Atmospheric and Climate Sciences
Vol.05 No.02(2015), Article ID:55336,8 pages
10.4236/acs.2015.52006

Extreme Rainfall Event Analysis Using Rain Gauges in a Variety of Geographical Situations

Silvano Bertoldo, Claudio Lucianaz, Marco Allegretti

CINFAI (Consorzio Interuniversitario Nazionale per la Fisica delle Atmosfere e delle Idrosfere), Localunitat Politecnico di Torino, Torino, Italy

Email: silvano.bertoldo@polito.it

Copyright © 2015 by authors and Scientific Research Publishing Inc.

This work is licensed under the Creative Commons Attribution International License (CC BY).

http://creativecommons.org/licenses/by/4.0/

Received 11 March 2015; accepted 26 March 2015; published 3 April 2015

ABSTRACT

About 30 years of measurements made by the rain gauges located in Piedmont (Italy) have been analyzed. Rain gauges have been divided into 4 datasets considering the complex orography near Turin, namely the flatlands, mountains, hills and urban areas. For each group of gauges, the Generalized Extreme Values (GEV) distributions are estimated considering both the entire dataset of available data and different sets of 3 years of data in running mode. It is shown that the GEV estimated parameters temporal series for the 3 years dataset do not present any specific trend over the entire period. The study presented here is preliminary to a future extreme rainfall event analysis using high temporal and spatial resolution X-band weather radar with a limited temporal availability of radar maps covering the same area.

Keywords:

Rain Gauges, Extreme Rainfall Events, Generalized Extreme Value, GEV

1. Introduction

Extreme rainfall events analysis could be very significant if it is possible to put in evidence trends related to climate change and their impacts on the society [1] [2] .

A large number of theoretical modelling and empirical analyses have been performed suggesting that changes in frequency and intensity of extreme events, including also extreme floods, may occur even in relations to small changes in climate [3] -[8] making extreme rainfall events analysis even more important.

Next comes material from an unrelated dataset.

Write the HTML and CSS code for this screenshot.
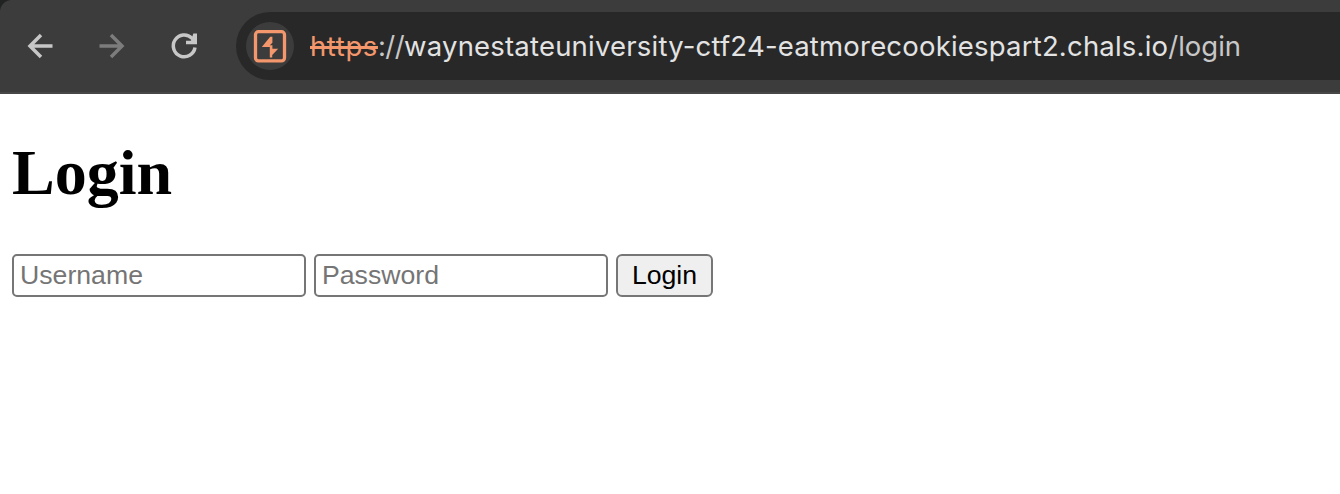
FILE: index.html
```html
<!DOCTYPE html>
<html lang="en">
<head>
<meta charset="utf-8">
<title>Login</title>
<link rel="stylesheet" href="styles.css">
</head>
<body>
<div class="frame">
<header class="toolbar">
  <nav class="nav">
    <svg class="icon" viewBox="0 0 32 32"><path d="M28.500 16H6.500M17 5 6 16l11 11"/></svg>
    <svg class="icon icon-off" viewBox="0 0 32 32"><path d="M3.500 16h22M15 5l11 11-11 11"/></svg>
    <svg class="icon" viewBox="0 0 32 32"><path d="M27 17.500a10.900 10.900 0 1 1-3-9.300L26.500 11"/><path class="solid" d="M25.300 3.500h3.700v10.800H18v-3.500h5z"/></svg>
  </nav>
  <div class="omnibox">
    <span class="badge">
      <svg viewBox="0 0 48 48"><rect x="9.500" y="9.700" width="29" height="29.200" rx="3"/><path d="M24.200 14.800h2.200v6l-2.600 2.500h2.600v3.400h5.800L26.200 33v2.500h-2.400v-10.500H15.800z"/></svg>
    </span>
    <div class="url"><span class="scheme">https</span><span class="sep">://</span><span class="host">waynestateuniversity-ctf24-eatmorecookiespart2.chals.io</span><span class="path">/login</span></div>
  </div>
</header>
<main class="page">
  <h1 class="title">Login</h1>
  <form class="form">
    <input class="field" type="text" placeholder="Username">
    <input class="field" type="password" placeholder="Password">
    <button class="submit" type="button">Login</button>
  </form>
</main>
</div>
</body>
</html>
```
FILE: styles.css
```css
body { margin: 0; background: #fff; }
.frame { height: 494px; overflow: hidden; background: #fff; }
.toolbar {
  box-sizing: border-box;
  height: 94px;
  display: flex;
  padding-top: 12px;
  border-bottom: 2px solid #474747;
  background: radial-gradient(circle at 12px 12px, #3c3c3c 11.500px, #202322 12.500px) 0 0 / 12px 12px no-repeat, #3c3c3c;
}
.nav {
  box-sizing: border-box;
  width: 236px;
  height: 68px;
  padding-left: 24px;
  display: flex;
  align-items: center;
  gap: 40px;
}
.icon { width: 32px; height: 32px; fill: none; stroke: #c7c7c7; stroke-width: 3.500; }
.icon-off { stroke: #7c7c7c; }
.icon .solid { fill: #c7c7c7; stroke: none; }
.omnibox {
  box-sizing: border-box;
  flex: 1;
  min-width: 0;
  height: 68px;
  padding-left: 10px;
  display: flex;
  align-items: center;
  border-radius: 34px 0 0 34px;
  background: #282828;
}
.badge { width: 48px; height: 48px; border-radius: 50%; background: #3c3c3c; }
.badge svg { display: block; width: 48px; height: 48px; }
.badge rect { fill: none; stroke: #f4976c; stroke-width: 3.300; }
.badge path { fill: #f4976c; }
.url {
  margin-left: 16px;
  display: flex;
  font: 27.500px/34px Inter, sans-serif;
  white-space: nowrap;
  color: #c7c7c7;
}
.scheme { color: #f4976c; text-decoration: line-through; text-decoration-thickness: 2.500px; letter-spacing: 0.600px; }
.sep { letter-spacing: -0.550px; }
.host { color: #e3e3e3; letter-spacing: 0.200px; }
.title {
  margin: 0;
  font: bold 64px/74px "Liberation Serif", serif;
  color: #000;
}
.page { padding: 42px 12px 0; }
.form { margin-top: 44px; display: flex; gap: 8px; }
.field, .submit {
  box-sizing: border-box;
  height: 43px;
  margin: 0;
  border: 2px solid #767676;
  font: 26.667px/30px "Liberation Sans", Arial, sans-serif;
}
.field { width: 294px; padding: 2px 6px; border-radius: 5px; background: #fff; }
.field::placeholder { color: #757575; opacity: 1; }
.submit { width: 97px; padding: 0 0 1px; border-radius: 6px; background: #efefef; color: #000; }
```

Extreme rainfall event analyses have been made almost all over the world considering in particular rain gauges data or climatological models (e.g. [1] [9] -[11] ). But up to now, very few analyses have been performed exploiting weather radars. The most important example of extreme rainfall event analysis using radar data is related to a Dutch region and presented in a set of papers of A. Overeem [12] -[15] . A climatological analysis is presented exploiting C-band Doppler radar data with a spatial resolution of 2.4 km and 10 years of historical data. The Generalized Extreme Value (GEV) distributions are evaluated as well as the radar depth-duration curves over small selected basins demonstrating that radar systems may be a useful tool to analyze extreme events. Of course, in this case the orography is homogeneous.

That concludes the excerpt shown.